The name means “quietude.” Shambhala figures in the Lamaistic Buddhism of Tibet and Mongolia as a venue of spiritual initiation. It is the source or principal source of a system of esoteric lore called Kalachakra, the Wheel of Time, which lays a stress unusual in Buddhism on astronomy and astrology. While Kalachakra is still taught by a surviving Lamaistic school, its reputed place of origin is elusive. Shambhala has been tracked to the north, and the same direction is implied in Tibetan legend. The most detailed account makes it a paradisal valley concealed among mountains, accessible only through a cave or narrow gorge. It may not be “there” in quite the ordinary sense! Lamas connect it with the aurora borealis and say that would-be seekers can only find it if they are summoned by its resident sages. It has a king, who lives in a tower or citadel. One of the royal line received a visit from Buddha himself and wrote down some of his teachings, which were embodied in Kalachakra; this king was an incarnation of Manjushri, the god of divine wisdom.
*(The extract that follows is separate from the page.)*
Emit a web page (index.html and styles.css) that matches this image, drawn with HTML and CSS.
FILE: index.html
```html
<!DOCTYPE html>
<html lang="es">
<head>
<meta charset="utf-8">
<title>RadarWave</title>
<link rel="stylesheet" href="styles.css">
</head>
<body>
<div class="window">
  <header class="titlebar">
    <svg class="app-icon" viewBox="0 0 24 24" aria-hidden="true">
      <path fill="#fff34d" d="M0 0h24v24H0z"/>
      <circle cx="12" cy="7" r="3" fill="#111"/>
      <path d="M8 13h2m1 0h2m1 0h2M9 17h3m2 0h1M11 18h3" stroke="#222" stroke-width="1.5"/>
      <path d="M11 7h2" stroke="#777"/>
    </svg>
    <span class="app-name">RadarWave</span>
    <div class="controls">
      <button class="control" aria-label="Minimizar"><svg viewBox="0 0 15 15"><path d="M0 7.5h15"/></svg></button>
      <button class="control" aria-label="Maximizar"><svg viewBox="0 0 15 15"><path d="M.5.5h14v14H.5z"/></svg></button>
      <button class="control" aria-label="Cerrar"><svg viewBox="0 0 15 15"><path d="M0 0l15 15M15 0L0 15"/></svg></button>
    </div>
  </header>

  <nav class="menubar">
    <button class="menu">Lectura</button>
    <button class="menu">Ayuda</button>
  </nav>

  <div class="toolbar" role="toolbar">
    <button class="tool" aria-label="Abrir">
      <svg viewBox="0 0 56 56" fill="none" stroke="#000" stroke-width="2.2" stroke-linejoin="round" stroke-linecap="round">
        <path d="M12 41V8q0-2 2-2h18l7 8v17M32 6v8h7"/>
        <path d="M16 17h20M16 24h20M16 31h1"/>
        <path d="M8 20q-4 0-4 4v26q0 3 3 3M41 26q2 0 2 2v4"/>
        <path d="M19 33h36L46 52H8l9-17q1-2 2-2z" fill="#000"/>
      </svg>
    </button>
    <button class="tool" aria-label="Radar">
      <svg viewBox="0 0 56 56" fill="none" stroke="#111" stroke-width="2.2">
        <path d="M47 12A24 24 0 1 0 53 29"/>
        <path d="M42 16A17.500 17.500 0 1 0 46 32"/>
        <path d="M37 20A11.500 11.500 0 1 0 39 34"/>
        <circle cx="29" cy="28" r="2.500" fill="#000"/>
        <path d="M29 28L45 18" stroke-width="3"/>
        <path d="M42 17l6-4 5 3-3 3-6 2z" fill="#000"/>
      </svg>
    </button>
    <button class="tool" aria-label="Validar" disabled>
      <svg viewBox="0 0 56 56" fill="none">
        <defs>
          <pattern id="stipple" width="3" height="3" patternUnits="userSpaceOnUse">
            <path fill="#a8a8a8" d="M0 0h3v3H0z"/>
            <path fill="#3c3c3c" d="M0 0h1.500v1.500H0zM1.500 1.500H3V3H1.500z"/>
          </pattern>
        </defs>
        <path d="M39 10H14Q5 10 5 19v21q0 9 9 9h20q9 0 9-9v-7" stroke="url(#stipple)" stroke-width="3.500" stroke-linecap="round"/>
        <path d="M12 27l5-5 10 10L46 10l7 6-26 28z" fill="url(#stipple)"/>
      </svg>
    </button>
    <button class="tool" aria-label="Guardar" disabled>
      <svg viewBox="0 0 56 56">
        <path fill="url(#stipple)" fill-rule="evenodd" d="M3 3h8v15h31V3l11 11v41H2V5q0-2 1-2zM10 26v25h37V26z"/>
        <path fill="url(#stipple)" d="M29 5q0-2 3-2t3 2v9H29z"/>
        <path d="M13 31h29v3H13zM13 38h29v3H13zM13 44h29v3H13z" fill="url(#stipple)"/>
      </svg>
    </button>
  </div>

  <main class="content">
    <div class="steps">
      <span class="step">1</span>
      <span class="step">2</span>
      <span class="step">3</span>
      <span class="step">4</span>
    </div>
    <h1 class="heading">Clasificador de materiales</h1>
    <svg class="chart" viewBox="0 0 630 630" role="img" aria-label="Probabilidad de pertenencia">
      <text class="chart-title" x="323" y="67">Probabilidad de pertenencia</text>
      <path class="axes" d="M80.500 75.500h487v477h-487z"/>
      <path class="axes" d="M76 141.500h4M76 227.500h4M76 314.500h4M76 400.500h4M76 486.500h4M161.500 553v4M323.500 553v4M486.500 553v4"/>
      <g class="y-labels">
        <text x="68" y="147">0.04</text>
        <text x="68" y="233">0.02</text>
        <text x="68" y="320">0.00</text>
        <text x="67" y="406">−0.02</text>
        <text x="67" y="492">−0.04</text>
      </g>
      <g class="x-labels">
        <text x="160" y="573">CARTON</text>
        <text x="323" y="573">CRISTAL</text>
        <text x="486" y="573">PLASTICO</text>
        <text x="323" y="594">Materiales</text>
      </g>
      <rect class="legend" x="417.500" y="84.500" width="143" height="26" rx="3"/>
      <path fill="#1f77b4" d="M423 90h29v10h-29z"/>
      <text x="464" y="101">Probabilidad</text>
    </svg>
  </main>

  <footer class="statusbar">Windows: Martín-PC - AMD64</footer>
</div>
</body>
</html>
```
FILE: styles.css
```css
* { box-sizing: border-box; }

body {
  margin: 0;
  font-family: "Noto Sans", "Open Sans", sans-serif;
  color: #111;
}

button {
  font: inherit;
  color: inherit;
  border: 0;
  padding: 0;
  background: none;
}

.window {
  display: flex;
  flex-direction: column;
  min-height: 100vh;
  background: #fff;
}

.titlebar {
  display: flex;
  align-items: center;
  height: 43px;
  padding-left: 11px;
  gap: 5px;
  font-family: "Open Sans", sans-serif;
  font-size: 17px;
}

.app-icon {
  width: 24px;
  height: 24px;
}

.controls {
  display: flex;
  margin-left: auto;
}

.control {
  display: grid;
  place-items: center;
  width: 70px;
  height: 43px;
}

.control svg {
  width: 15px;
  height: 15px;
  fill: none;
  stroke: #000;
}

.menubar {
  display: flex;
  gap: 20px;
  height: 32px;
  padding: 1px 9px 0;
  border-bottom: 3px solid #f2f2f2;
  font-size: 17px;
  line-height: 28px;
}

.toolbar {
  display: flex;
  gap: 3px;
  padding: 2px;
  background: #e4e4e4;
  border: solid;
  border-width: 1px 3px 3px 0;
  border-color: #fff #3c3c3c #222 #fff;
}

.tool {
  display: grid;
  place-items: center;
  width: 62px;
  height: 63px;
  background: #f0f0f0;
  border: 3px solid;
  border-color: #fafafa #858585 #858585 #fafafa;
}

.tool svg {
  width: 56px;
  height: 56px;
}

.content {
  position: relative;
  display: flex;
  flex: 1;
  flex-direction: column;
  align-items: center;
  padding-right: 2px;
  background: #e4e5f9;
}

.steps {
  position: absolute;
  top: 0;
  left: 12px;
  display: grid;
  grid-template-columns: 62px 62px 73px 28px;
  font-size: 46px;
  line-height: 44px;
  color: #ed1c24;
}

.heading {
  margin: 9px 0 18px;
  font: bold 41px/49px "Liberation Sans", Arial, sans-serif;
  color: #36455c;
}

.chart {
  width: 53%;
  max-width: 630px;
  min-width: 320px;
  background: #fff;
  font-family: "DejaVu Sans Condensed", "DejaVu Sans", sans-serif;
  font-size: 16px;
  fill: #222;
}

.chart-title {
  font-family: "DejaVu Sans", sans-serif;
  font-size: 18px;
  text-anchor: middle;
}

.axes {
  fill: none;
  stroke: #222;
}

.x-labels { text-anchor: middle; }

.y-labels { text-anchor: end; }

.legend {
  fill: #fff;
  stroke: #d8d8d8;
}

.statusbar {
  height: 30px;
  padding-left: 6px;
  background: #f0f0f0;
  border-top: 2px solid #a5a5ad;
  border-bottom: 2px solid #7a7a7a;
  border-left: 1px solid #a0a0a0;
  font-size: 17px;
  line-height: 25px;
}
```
A Jesuit missionary, Father Stephen Casella, who died in Tibet in 1650, was told about Shambhala. It was known also to Csoma de Körös, a nineteenth-century Hungarian orientalist. Neither, however, discovered where it was. James Hilton may have had it in mind when he invented Shangri-La, but if so, his novel Lost Horizon reflects a theory locating it in the Himalayas, which is a modern fancy incompatible with genuine legend. To the slight extent that real geographic clues have ever emerged, they point toward the Altai range extending from Mongolia into Siberia.
Despite the name’s peaceful connotations, lamas have prophesied a future War of Shambhala in which good forces will conquer evil and bring in a golden age. The messianic figure who will then step forth from the holy place is conceived in different ways. He may be a king of Shambhala called Rigden Jye-po. He may be Gesar, a Mongolian legendary hero. He may be Maitreya, the next Buddha, or a forerunner. There seems to be a remote connection with Hindu beliefs about a future world regeneration by a forthcoming avatar of Vishnu.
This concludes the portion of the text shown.